High-level machine intelligence (HLMI), which is when unaided machines can accomplish every task better and more cheaply than human workers may take a while, but it’s short-sighted to dismiss it as not presenting “real opportunities and risks.” The Lords may have set it aside for another report, but if they ignore AI risks entirely they could be failing to understand the most brilliant and dangerous technology the world has ever known.
 
Nick Bostrom, director of the Future of Humanity Institute at Oxford University, has inspired celebrants and critics in thinking through the future impacts of AI. Bostrom believes AI presents an existential risk to humanity, and I think his ideas deserve to be taken seriously. In fairness to the Lords, he was a witness for the report, where he didn't go into the risks, but his Future of Humanity Institute provided written evidence that was explicit about long-term AI safety concerns.
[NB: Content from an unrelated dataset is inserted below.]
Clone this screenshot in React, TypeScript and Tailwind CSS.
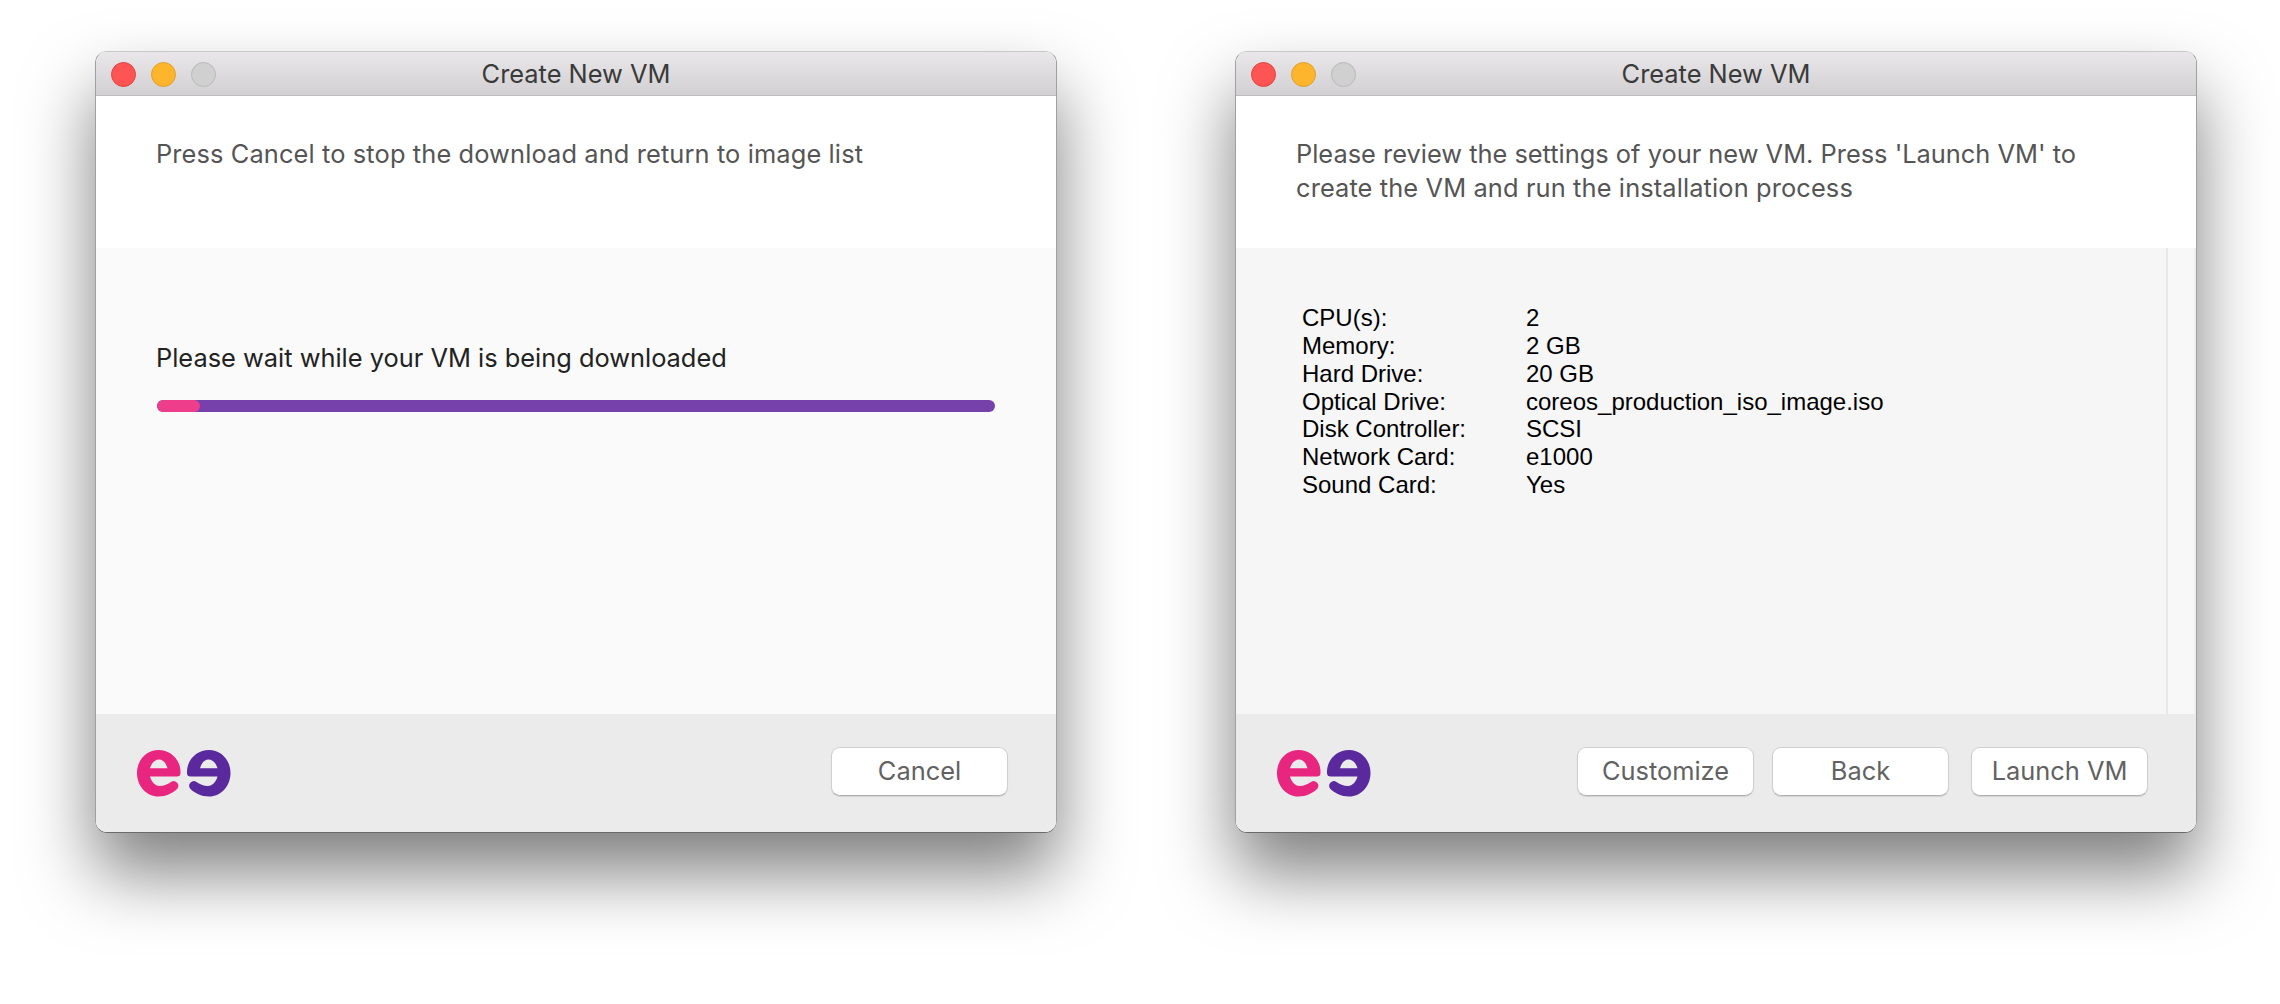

The Lords should follow up with the Institute's offer to support policy thinking around this issue.
 
The average AI expert isn’t a doomsayer. The survey cited above finds that most experts think HLMI will be positive, aren't discounting catastrophic risks entirely. When the numbers are crunched, 14% of experts believe that AI might be soon, superintelligent, and hostile.
 
Britain’s most esteemed Lords have got in wrong in the past. Lord Kelvin, the first British scientist to be elevated to the upper house, predicted that heavier-than-air flight was impossible eight years before the Wright brothers proved him wrong. Even Lord (Ernest) Rutherford was wrong about the significance of his own work. The father of nuclear physics, said in 1933: “Anyone who expects a source of power from the transformation of these atoms is talking moonshine.”
 
The House of Lords Artificial Intelligence Committee would do better to keep an open mind on the long-term impact of AI. Perhaps they could chat with their colleague Lord Martin Rees, astrophysicist and co-founder of Cambridge’s Centre for the Study of Existential Risk. As the former President of the Royal Society thinks: “We don’t know where the boundary lies between what may happen and what will remain science fiction.”